6. Implementation watchpoints

Over the next 24 months, key indicators to track include: (i) issuance of implementing instruments and consistency of guidance, (ii) early licensing outcomes and timelines, (iii) operationalization of dispute resolution institutions, and (iv) evidence of supervisory capacity and cross-agency coordination.

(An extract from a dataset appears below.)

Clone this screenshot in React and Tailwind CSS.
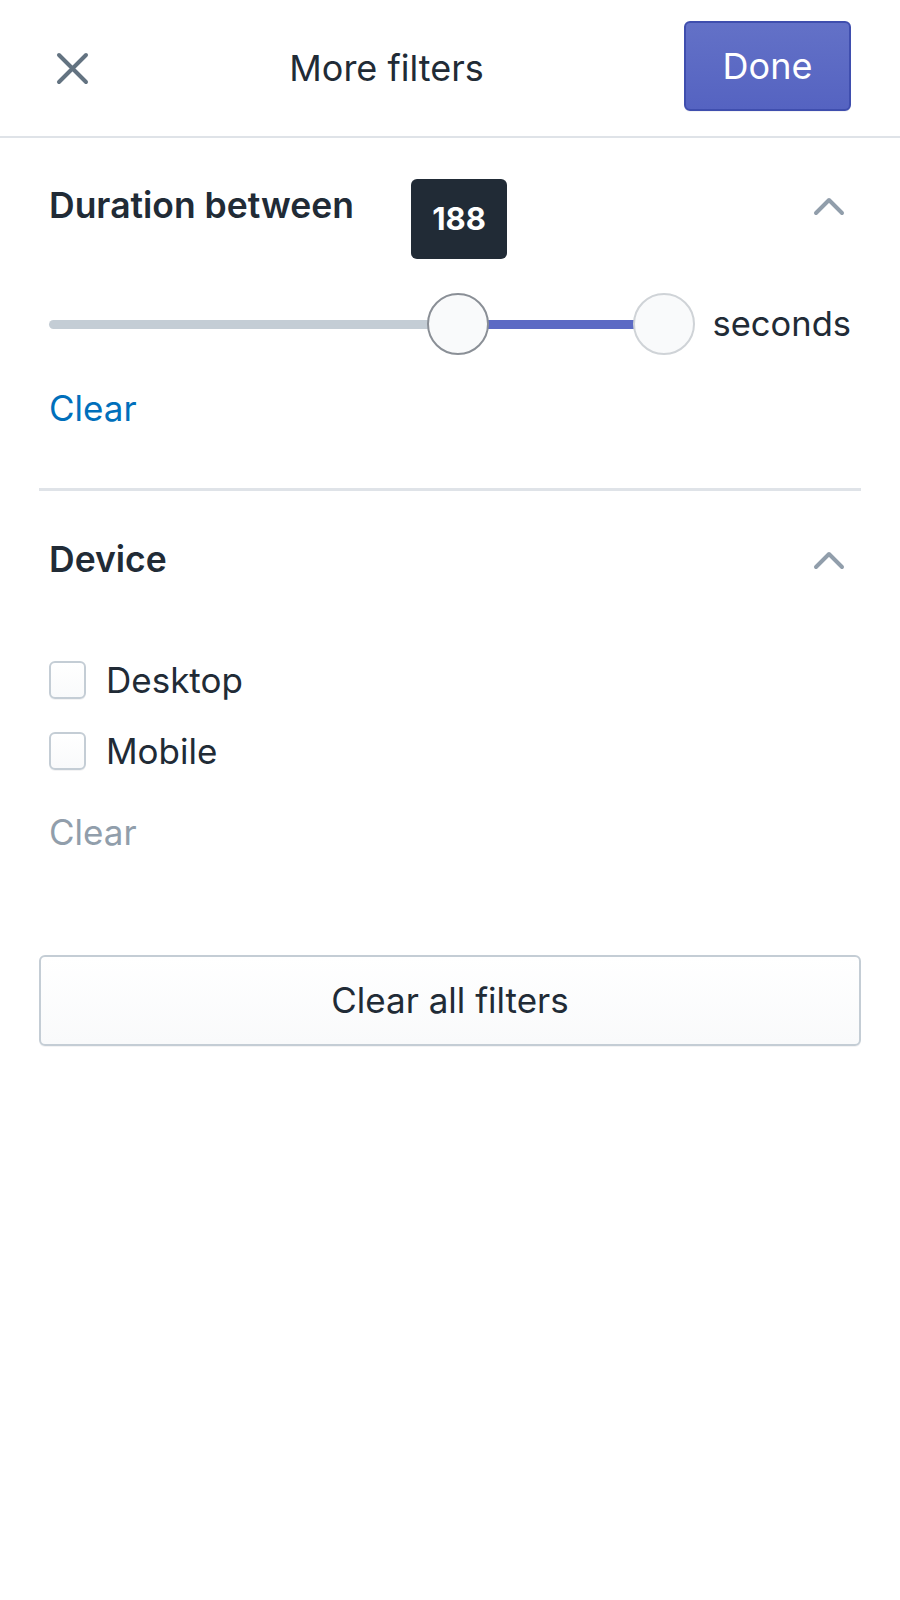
import { useState } from 'react';

const Chevron = () => (
  <svg width="32" height="22" viewBox="0 0 32 22" className="text-[#919eab]">
    <polyline points="3,18 16,5 29,18" fill="none" stroke="currentColor" strokeWidth="4" strokeLinecap="round" strokeLinejoin="round" />
  </svg>
);

const Checkbox = ({ label, checked, onChange }) => (
  <label className="flex items-center gap-[20px] h-[71px] cursor-pointer">
    <span
      onClick={onChange}
      className="w-[37px] h-[38px] rounded-[6px] border-2 border-[#c4cdd5] bg-gradient-to-b from-white to-[#f9fafb] shadow-[0_1px_0_rgba(22,29,37,0.05)]"
    ></span>
    <span className="text-[35px] text-[#212b36]">{label}</span>
  </label>
);

const App = () => {
  const [devices, setDevices] = useState({ desktop: false, mobile: false });

  return (
    <div className="min-h-screen bg-white font-['Inter',sans-serif] text-[#212b36]">

      {/* Header */}
      <div className="h-[138px] flex items-center border-b-2 border-[#dfe3e8] pl-[56px] pr-[49px]">
        <button className="w-[33px] h-[33px] flex items-center justify-center text-[#637381]">
          <svg width="33" height="33" viewBox="0 0 33 33">
            <path d="M3 3 L30 30 M30 3 L3 30" stroke="currentColor" strokeWidth="4" strokeLinecap="round" />
          </svg>
        </button>
        <div className="flex-1 text-center text-[36px] text-[#212b36]">More filters</div>
        <button className="w-[167px] h-[90px] mb-[4px] rounded-[6px] border-2 border-[#3f4eae] bg-gradient-to-b from-[#6371c7] to-[#5563c1] text-white text-[36px] shadow-[0_1px_0_rgba(22,29,37,0.05)]">
          Done
        </button>
      </div>

      <div className="px-[39px]">

        {/* Duration between */}
        <div className="px-[10px] pt-[35px] pb-[53px]">
          <div className="flex items-center justify-between h-[66px]">
            <h2 className="text-[35.5px] font-semibold">Duration between</h2>
            <div className="mr-[6px]"><Chevron /></div>
          </div>

          <div className="flex items-center gap-[18px] mt-[54px] h-[62px]">
            <div className="relative flex-1 h-[62px]">
              <div className="absolute left-0 right-[30px] top-[27px] h-[9px] rounded-full bg-[#c4cdd5]"></div>
              <div className="absolute left-[409px] right-[30px] top-[27px] h-[9px] bg-[#5c6ac4]"></div>

              <div className="absolute left-[362px] -top-[114px] w-[96px] h-[80px] rounded-[6px] bg-[#212b36] flex items-center justify-center">
                <span className="text-white text-[31px] font-bold">188</span>
              </div>

              <div className="absolute left-[378px] top-0 w-[62px] h-[62px] rounded-full bg-[#f9fafb] border-2 border-[#8a8f96]"></div>
              <div className="absolute right-0 top-0 w-[62px] h-[62px] rounded-full bg-[#f9fafb] border-2 border-[#cfd3d7]"></div>
            </div>
            <span className="text-[34.5px]">seconds</span>
          </div>

          <button className="mt-[27px] text-[35px] text-[#006fbb]">Clear</button>
        </div>

        <div className="h-[3px] bg-[#dfe3e8]"></div>

        {/* Device */}
        <div className="px-[10px] pt-[36px]">
          <div className="flex items-center justify-between h-[66px]">
            <h2 className="text-[35.5px] font-semibold">Device</h2>
            <div className="mr-[6px]"><Chevron /></div>
          </div>

          <div className="mt-[52px]">
            <Checkbox
              label="Desktop"
              checked={devices.desktop}
              onChange={() => setDevices({ ...devices, desktop: !devices.desktop })}
            />
            <Checkbox
              label="Mobile"
              checked={devices.mobile}
              onChange={() => setDevices({ ...devices, mobile: !devices.mobile })}
            />
          </div>

          <button className="mt-[19px] text-[35px] text-[#919eab]">Clear</button>
        </div>

        <button className="mt-[97px] w-full h-[91px] rounded-[6px] border-2 border-[#c4cdd5] bg-gradient-to-b from-white to-[#f9fafb] text-[35px] text-[#212b36] shadow-[0_1px_0_rgba(22,29,37,0.05)]">
          Clear all filters
        </button>
      </div>
    </div>
  );
};

export default App;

Scenario, lessons from regional IFC peers:

  • UAE was placed on FATF's grey list (March 2022) over insufficient AML/CFT enforcement outcomes
  • Bahrain's hub status was challenged as unrest prompted banks to relocate staff and assets to perceived-safer Gulf hubs
  • GIFT City (India) took more than a decade to gain momentum, tied to policy clarity and a unified regulator (IFSCA)
  • Labuan still faces "tax haven" perception risk despite Malaysia's deliberate efforts to avoid the label
  • Bangkok International Banking Facility collapsed in the 1990s due to capital management weaknesses, currency/maturity mismatch, and regulatory blind spots

7. Conclusion

In conclusion, implementation of IFC must be carried out effectively, comprehensively and with purpose to avoid regulatory integrity failures and execution foundering. Done right, it can reshape how Vietnam finances growth, manages risk, and positions itself in global capital networks with spillovers into real economy competitiveness and institutional quality.